Housing news was a mixed bag, with mortgage applications slowing for the latest week, but August construction spending and pending home sales under contract jumping, and July home prices rising. On the backend, performance of MBS has been lagging despite massive Fed support, due to headwinds like forbearance, faster prepayments, and excess supply (with only more expected).
The Fed is no doubt committed to sopping up securities and maintaining low rates, but the white flight elements of the housing market in the US must exhaust themselves eventually. It is an open question whether the employment picture, among other things, will improve in time to pick up the coming slack.
[tracking: XLRE, NLY, VNO]
In the US, restrictions on banks’ share buybacks and dividend payments have been extended by the Federal Reserve for another quarter. Recent income will factor into calculations capping payouts, while stock repurchases are prohibited outright.
[tracking: XLF]
Corporate profits for Q2-2020 fell 10.7%, putting them on par with those of four plus years ago.
[tracking: SPY]
Gold and silver spent time climbing out of their holes this week, though they remain below their valuations of two and more weeks ago. Trump’s coronavirus diagnosis did not immediately boost their demand in any sort of safe-haven bid.

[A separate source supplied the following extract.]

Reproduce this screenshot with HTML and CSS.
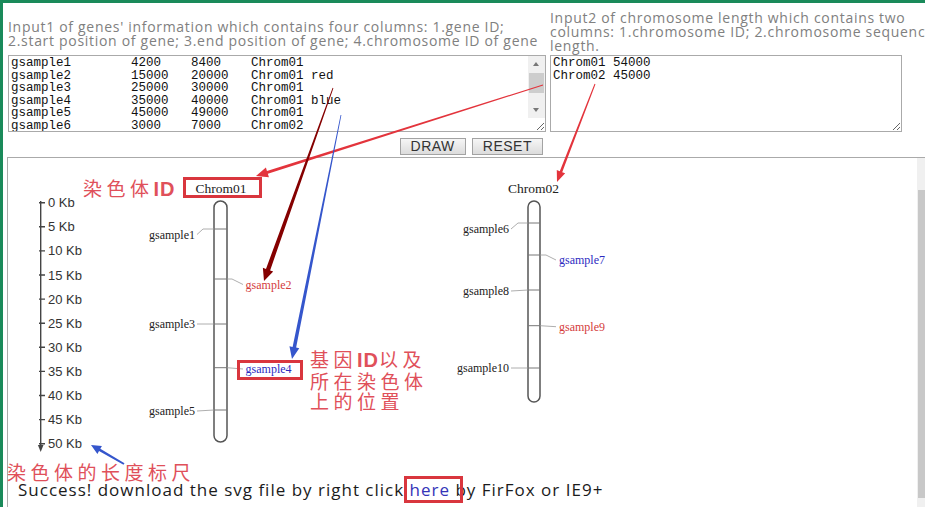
FILE: index.html
```html
<!DOCTYPE html>
<html>
<head>
  <meta charset="UTF-8" />
  <title>Chromosome Gene Map</title>
  <link rel="stylesheet" href="styles.css">
</head>
<body>
  <div class="page">
    <div class="inputs">
      <label class="hint" for="genes">Input1 of genes' information which contains four columns: 1.gene ID;<br>2.start position of gene; 3.end position of gene; 4.chromosome ID of gene</label>
      <label class="hint" for="chroms">Input2 of chromosome length which contains two<br>columns: 1.chromosome ID; 2.chromosome sequence<br>length.</label>
      <div class="field">
        <textarea id="genes" class="data gene-data" spellcheck="false">gsample1        4200    8400    Chrom01
gsample2        15000   20000   Chrom01 red
gsample3        25000   30000   Chrom01
gsample4        35000   40000   Chrom01 blue
gsample5        45000   49000   Chrom01
gsample6        3000    7000    Chrom02
gsample7        10000   15000   Chrom02 blue
gsample8        20000   22000   Chrom02
gsample9        25000   28000   Chrom02 red
gsample10       35000   38000   Chrom02</textarea>
        <div class="vbar field-bar">
          <span class="step up"></span>
          <span class="thumb"></span>
          <span class="step down"></span>
        </div>
      </div>
      <div class="field">
        <textarea id="chroms" class="data chrom-data" spellcheck="false">Chrom01 54000
Chrom02 45000</textarea>
      </div>
      <div class="actions">
        <button type="button">DRAW</button>
        <button type="reset">RESET</button>
      </div>
    </div>

    <div class="result">
      <div class="canvas">
        <svg class="map" width="900" height="322" viewBox="8 158 900 322">
          <!-- length ruler, 5 Kb per tick -->
          <g class="ruler">
            <line x1="40.7" y1="201" x2="40.7" y2="449" />
            <path class="ruler-tip" d="M37.9 445 L40.7 452 L43.5 445 Z" />
            <path d="M39 202.7h6 M39 226.8h6 M39 250.9h6 M39 275h6 M39 299.1h6 M39 323.2h6 M39 347.3h6 M39 371.4h6 M39 395.5h6 M39 419.6h6 M39 443.7h6" />
            <text x="48" y="207.2">0 Kb</text>
            <text x="48" y="231.3">5 Kb</text>
            <text x="48" y="255.4">10 Kb</text>
            <text x="48" y="279.5">15 Kb</text>
            <text x="48" y="303.6">20 Kb</text>
            <text x="48" y="327.7">25 Kb</text>
            <text x="48" y="351.8">30 Kb</text>
            <text x="48" y="375.9">35 Kb</text>
            <text x="48" y="400">40 Kb</text>
            <text x="48" y="424.1">45 Kb</text>
            <text x="48" y="448.2">50 Kb</text>
          </g>

          <!-- Chrom01 -->
          <text class="chrom-name" x="221" y="192.5">Chrom01</text>
          <rect class="chrom" x="214" y="201" width="13" height="241" rx="6.5" />
          <path class="tick" d="M214 229h13 M214 279h13 M214 324h13 M214 367.7h13 M214 410h13" />
          <polyline class="leader" points="197,234.5 203,229 214,229" />
          <polyline class="leader" points="227,279 232,279 243,284.5" />
          <polyline class="leader" points="197,324 214,324" />
          <polyline class="leader" points="227,367.7 243,369" />
          <polyline class="leader" points="197,411 214,410" />
          <text class="gene left" x="195" y="239">gsample1</text>
          <text class="gene red" x="245.6" y="288.7">gsample2</text>
          <text class="gene left" x="195" y="328">gsample3</text>
          <text class="gene blue" x="245.6" y="373">gsample4</text>
          <text class="gene left" x="195" y="415">gsample5</text>

          <!-- Chrom02 -->
          <text class="chrom-name" x="533.5" y="192.5">Chrom02</text>
          <rect class="chrom" x="528" y="201" width="12" height="201" rx="6" />
          <path class="tick" d="M528 223h12 M528 255h12 M528 290h12 M528 325.7h12 M528 368h12" />
          <polyline class="leader" points="511,229 518,223 528,223" />
          <polyline class="leader" points="540,255 546,255 556,260" />
          <polyline class="leader" points="511,291 528,290" />
          <polyline class="leader" points="540,325.7 556,326.7" />
          <polyline class="leader" points="511,368 528,368" />
          <text class="gene left" x="509" y="233">gsample6</text>
          <text class="gene blue" x="559" y="264">gsample7</text>
          <text class="gene left" x="509" y="295">gsample8</text>
          <text class="gene red" x="559" y="330.7">gsample9</text>
          <text class="gene left" x="509" y="372">gsample10</text>
        </svg>
        <p class="status">Success! download the svg file by right click <a href="#">here</a> by FirFox or IE9+</p>
      </div>
      <div class="vbar page-bar">
        <span class="thumb"></span>
      </div>
    </div>
  </div>

  <!-- annotations laid over the screenshot -->
  <div class="notes">
    <svg class="marks" width="925" height="507">
      <rect class="box" x="184.5" y="178.5" width="76" height="18" />
      <rect class="box" x="238.5" y="361.5" width="63" height="17" />
      <rect class="box" x="405.5" y="477.5" width="56" height="24" />

      <polygon class="arrow red" points="542.85,84.52 266.95,170.97 265.9,167.6 256,176 268.9,177.2 267.85,173.83 543.15,85.48" />
      <polygon class="arrow red" points="594.53,83.82 559.77,171.27 556.78,170.11 557,182 565.18,173.37 562.19,172.21 595.47,84.18" />
      <polygon class="arrow dark" points="332.62,87.87 265.97,268.96 262.86,267.85 264,281 273.22,271.55 270.11,270.44 333.38,88.13" />
      <polygon class="arrow blue" points="340.61,114.92 292.6,346.89 289.46,346.26 292,359 299.26,348.22 296.13,347.59 341.39,115.08" />
      <polygon class="arrow blue" points="124.5,463.13 100.32,448.86 101.92,446.09 91,445 97.42,453.89 99.02,451.12 123.5,464.87" />
    </svg>
    <div class="note note-id">染色体<b>ID</b></div>
    <div class="note note-gene">基因<b>ID</b>以及<br>所在染色体<br>上的位置</div>
    <div class="note note-ruler">染色体的长度标尺</div>
  </div>
</body>
</html>
```

FILE: styles.css
```css
html, body {
  margin: 0;
  overflow: hidden;
  background: #fff;
}
.page {
  width: 940px;
  border-top: 3px solid #1a8a5a;
  border-left: 3px solid #1a8a5a;
  padding: 8px 0 0 4px;
}
.inputs {
  display: grid;
  grid-template-columns: 538px 390px;
  column-gap: 4px;
  row-gap: 2px;
  align-items: center;
  margin-left: 1px;
}
.hint {
  display: block;
  font-family: "Open Sans", sans-serif;
  font-size: 14px;
  line-height: 14px;
  letter-spacing: 0.7px;
  color: #808080;
  white-space: nowrap;
}
.hint:first-child {
  padding-top: 3px;
}
.field {
  position: relative;
  align-self: start;
}
.data {
  display: block;
  box-sizing: border-box;
  height: 77px;
  margin: 0;
  padding: 1px 2px;
  border: 1px solid #aaa;
  font-family: "Liberation Mono", monospace;
  font-size: 12.5px;
  line-height: 12.5px;
  color: #111;
}
.gene-data {
  width: 538px;
  padding-right: 20px;
  overflow: hidden;
}
.chrom-data {
  width: 352px;
}

/* classic scrollbars, drawn by hand */
.vbar {
  display: flex;
  flex-direction: column;
  align-items: center;
  width: 17px;
  background: #f0f0f0;
}
.vbar .thumb {
  width: 15px;
  background: #cdcdcd;
}
.field-bar {
  position: absolute;
  right: 1px;
  top: 1px;
  bottom: 14px;
}
.field-bar .thumb {
  height: 20px;
  margin-top: 2px;
}
.step {
  height: 15px;
  width: 17px;
  position: relative;
}
.step::after {
  content: "";
  position: absolute;
  left: 5px;
  border-left: 3.5px solid transparent;
  border-right: 3.5px solid transparent;
}
.step.up::after {
  top: 6px;
  border-bottom: 4px solid #777;
}
.step.down {
  margin-top: auto;
}
.step.down::after {
  top: 5px;
  border-top: 4px solid #777;
}
.page-bar {
  padding-top: 32px;
}
.page-bar .thumb {
  height: 308px;
  background: #c8c8c8;
}

.actions {
  grid-column: 1;
  justify-self: end;
  display: flex;
  gap: 6px;
  margin: 4px 3px 0 0;
}
.actions button {
  height: 17px;
  margin: 0;
  padding: 0 10px;
  border: 1px solid #a3a3a3;
  background: linear-gradient(#f6f6f6, #dcdcdc);
  font-family: "Liberation Sans", sans-serif;
  font-size: 14px;
  line-height: 15px;
  letter-spacing: 0.5px;
  color: #333;
}
.result {
  display: flex;
  box-sizing: border-box;
  width: 927px;
  height: 350px;
  margin-top: 2px;
  border-top: 1px solid #aaa;
  border-left: 1px solid #aaa;
}
.canvas {
  flex: 1;
}
.map {
  display: block;
}
.ruler line,
.ruler path {
  stroke: #444;
  stroke-width: 1.4;
}
.ruler .ruler-tip {
  fill: #444;
  stroke: none;
}
.ruler text {
  font-family: "Liberation Sans", sans-serif;
  font-size: 13px;
  fill: #333;
}
.chrom {
  fill: #fff;
  stroke: #555;
  stroke-width: 1.5;
}
.tick {
  stroke: #777;
  stroke-width: 1;
}
.leader {
  fill: none;
  stroke: #999;
  stroke-width: 0.8;
}
.chrom-name {
  font-family: "Liberation Serif", serif;
  font-size: 13.5px;
  text-anchor: middle;
  fill: #222;
}
.gene {
  font-family: "Liberation Serif", serif;
  font-size: 12px;
  fill: #222;
}
.gene.left {
  text-anchor: end;
}
.gene.red {
  fill: #d43c3c;
}
.gene.blue {
  fill: #2b2bbf;
}
.status {
  margin: 0;
  padding-left: 10px;
  font-family: "Open Sans", sans-serif;
  font-size: 17px;
  line-height: 20px;
  letter-spacing: 1px;
  color: #1b1b1b;
  white-space: nowrap;
}
.status a {
  color: #3434b8;
  text-decoration: none;
}
.notes {
  position: absolute;
  left: 0;
  top: 0;
  width: 925px;
  height: 507px;
  pointer-events: none;
}
.marks {
  position: absolute;
  left: 0;
  top: 0;
}
.box {
  fill: none;
  stroke: #d9363e;
  stroke-width: 3;
}
.arrow.red {
  fill: #e3343c;
}
.arrow.dark {
  fill: #850000;
}
.arrow.blue {
  fill: #3556cc;
}
.note {
  position: absolute;
  font-family: "Noto Sans CJK SC", sans-serif;
  font-size: 19px;
  line-height: 20.5px;
  letter-spacing: 4.5px;
  color: #e0505a;
  white-space: nowrap;
}
.note b {
  font-family: "Liberation Sans", sans-serif;
  font-size: 20px;
  letter-spacing: 1px;
}
.note-id {
  left: 83px;
  top: 178px;
}
.note-gene {
  left: 310px;
  top: 349px;
}
.note-ruler {
  left: 7px;
  top: 462px;
}
```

[tracking: GLD, SLV, DUST, JDST, GDX, GDXJ]
Long-term bond yields climbed slightly. Again, one has to wonder if the trajectory of overall demand is down for the foreseeable future, and the perceived safety of Treasuries is in question. An uncertain/unstable presidency may not help matters.
[tracking: TMV]
The final reading of US GDP growth for Q2-2020 is an annualized 31.4% plunge. Comparitively, this places the country near the bottom of the stack of the world’s nations for which data is readily available.
Sovereign matters:
Nigeria’s outlook has been revised upward by Fitch. It has become clearer to the ratings agency what the impact of the pandemic will be on the country’s economy.
Bolivia has been downgraded by Fitch for reasons including political (and racial) tensions, the uncertain outcomes of upcoming elections, and the socioeconomic impact of the pandemic.
[tracking: EDC, VXUS, VWO]
Footnotes
¹ Amadeo, Kimberly. “US Exports: Top Categories, Challenges, and Opportunities.” The Balance (February 26, 2020).